Given instruction = Scan the data that follows and count the lines with the string "this"; answer with the count alone.
[Begin]
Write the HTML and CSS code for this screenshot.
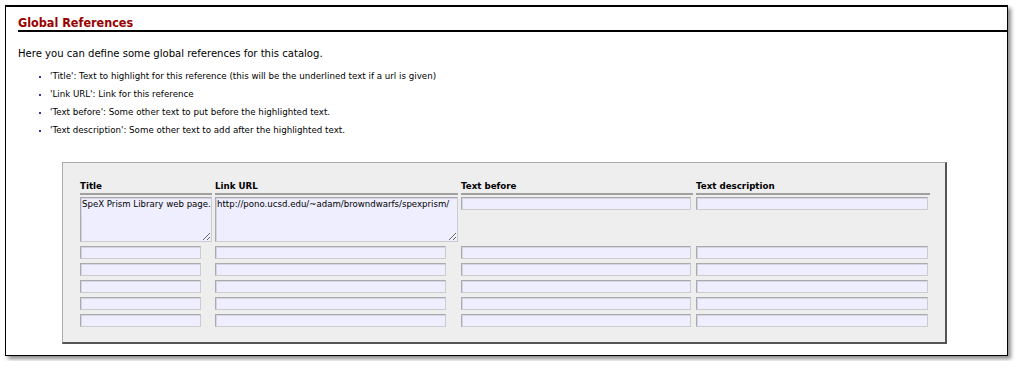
FILE: index.html
```html
<!DOCTYPE html>
<html lang="en">
<head>
    <meta charset="UTF-8">
    <title>Global References</title>
    <link rel="stylesheet" href="styles.css">
</head>
<body>
    <div class="frame">
        <h2 class="section-title">Global References</h2>
        <p class="intro">Here you can define some global references for this catalog.</p>
        <ul class="help-list">
            <li>'Title': Text to highlight for this reference (this will be the underlined text if a url is given)</li>
            <li>'Link URL': Link for this reference</li>
            <li>'Text before': Some other text to put before the highlighted text.</li>
            <li>'Text description': Some other text to add after the highlighted text.</li>
        </ul>
        <div class="ref-panel">
            <table class="ref-table">
                <thead>
                    <tr>
                        <th class="col-title">Title</th>
                        <th class="col-url">Link URL</th>
                        <th class="col-before">Text before</th>
                        <th class="col-desc">Text description</th>
                    </tr>
                </thead>
                <tbody>
                    <tr>
                        <td><textarea class="area-title" wrap="off">SpeX Prism Library web page.</textarea></td>
                        <td><textarea class="area-url" wrap="off">http://pono.ucsd.edu/~adam/browndwarfs/spexprism/</textarea></td>
                        <td><input class="in-before" type="text"></td>
                        <td><input class="in-desc" type="text"></td>
                    </tr>
                    <tr>
                        <td><input class="in-title" type="text"></td>
                        <td><input class="in-url" type="text"></td>
                        <td><input class="in-before" type="text"></td>
                        <td><input class="in-desc" type="text"></td>
                    </tr>
                    <tr>
                        <td><input class="in-title" type="text"></td>
                        <td><input class="in-url" type="text"></td>
                        <td><input class="in-before" type="text"></td>
                        <td><input class="in-desc" type="text"></td>
                    </tr>
                    <tr>
                        <td><input class="in-title" type="text"></td>
                        <td><input class="in-url" type="text"></td>
                        <td><input class="in-before" type="text"></td>
                        <td><input class="in-desc" type="text"></td>
                    </tr>
                    <tr>
                        <td><input class="in-title" type="text"></td>
                        <td><input class="in-url" type="text"></td>
                        <td><input class="in-before" type="text"></td>
                        <td><input class="in-desc" type="text"></td>
                    </tr>
                    <tr>
                        <td><input class="in-title" type="text"></td>
                        <td><input class="in-url" type="text"></td>
                        <td><input class="in-before" type="text"></td>
                        <td><input class="in-desc" type="text"></td>
                    </tr>
                </tbody>
            </table>
        </div>
    </div>
</body>
</html>
```

FILE: styles.css
```css
* {
    box-sizing: border-box;
}

body {
    margin: 0;
    padding: 5px;
    background: #fff;
    font-family: "DejaVu Sans", Verdana, sans-serif;
    color: #000;
}

.frame {
    width: 1003px;
    height: 351px;
    border: 1px solid #000;
    border-top-width: 2px;
    box-shadow: 3px 3px 4px rgba(0, 0, 0, 0.45);
    padding: 8px 0 0 12px;
}

.section-title {
    margin: 0;
    font-family: "DejaVu Sans Condensed", "DejaVu Sans", sans-serif;
    font-stretch: condensed;
    font-size: 12.5px;
    font-weight: bold;
    color: #990000;
    line-height: 15px;
    border-bottom: 2px solid #000;
}

.intro {
    margin: 15px 0 0;
    font-family: "DejaVu Sans Condensed", "DejaVu Sans", sans-serif;
    font-stretch: condensed;
    font-size: 11.2px;
    line-height: 14px;
}

.help-list {
    margin: 6px 0 0;
    padding-left: 32px;
    font-size: 8.7px;
    line-height: 18px;
    list-style-type: square;
}

.help-list li::marker {
    color: #333399;
    font-size: 6px;
}

.ref-panel {
    margin: 23px 0 0 44px;
    width: 885px;
    height: 182px;
    background: #eeeeee;
    border: 1px solid #aaaaaa;
    border-right: 2px solid #555555;
    border-bottom: 2px solid #555555;
    padding: 17px 0 0 14px;
}

.ref-table {
    border-collapse: separate;
    border-spacing: 3px 0;
    font-size: 9px;
}

.ref-table th {
    text-align: left;
    font-weight: bold;
    font-size: 8.7px;
    padding: 1px 0 1px;
    line-height: 11px;
    border-bottom: 2px solid #a0a0a0;
}

.ref-table td {
    padding: 2px 0;
    vertical-align: top;
}

.col-title { width: 132px; }
.col-url { width: 243px; }
.col-before { width: 232px; }
.col-desc { width: 234px; }

.ref-table input,
.ref-table textarea {
    display: block;
    margin: 0;
    background: #eeeeff;
    border: 1px solid #aaaaaa;
    border-bottom-color: #cccccc;
    border-right-color: #cccccc;
    box-shadow: inset 1px 1px 0 #d4d4e4;
    font-family: "DejaVu Sans", Verdana, sans-serif;
    font-size: 8.6px;
    color: #000;
    border-radius: 0;
}

.ref-table input {
    height: 13px;
    padding: 0 2px;
}

.ref-table textarea {
    height: 45px;
    padding: 1px 1px;
    line-height: 11px;
    resize: both;
    overflow: hidden;
}

.area-title { width: 132px; }
.area-url { width: 243px; }
.in-title { width: 121px; }
.in-url { width: 231px; }
.in-before { width: 230px; margin-left: 1px; }
.in-desc { width: 232px; margin-left: 1px; }
```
[End]
Exercise response = 4